BFI: What are fee pressures like? Wong: I think investors everywhere are assessing, and rightfully so, the value they’re getting from their various investment choices.... I think the general trend, in terms of fees, is down, and I would expect that to persist. Some people attribute this to the growth of passive [strategies]. So active managers, ourselves included, are going to have to prove our value, prove our worth.... I would highlight our High Income Muni Fund or our Core Plus Fund, as examples where -- if you can consistently generate performance, whether during both up-markets and down-markets, manage your volatility, and have that performance be sustainable ... you're going to be a winner.

BFI: What about your outlook for 2017? Wong: As a large institutional manager, we’re always mindful of the attendant risk in the marketplace.

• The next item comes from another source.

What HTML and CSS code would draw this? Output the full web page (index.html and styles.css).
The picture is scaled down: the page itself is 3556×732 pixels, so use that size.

With the policy and political uncertainly going into this early part of 2017, the playbook has changed.... But we feel like we're very well positioned as a firm to localize, understand, and manage those risks, [in order to] best position our portfolios to capture opportunities in this environment. This should be a bond picker's market, and well-resourced, active managers like Invesco should be well positioned to generate alpha.

Second, this narrative in pockets of the market about the demise of bond funds and a structural reallocation away from fixed income investments ... my feeling is that it's widely overstated. If you look at the world today in terms of demographics, motivations of institutional investors [and the] needs of retail investors for income and capital preservation ... the data I see does not suggest an imminent and structural re-risking towards equities. [T]hose are all very supportive factors for fixed income solutions."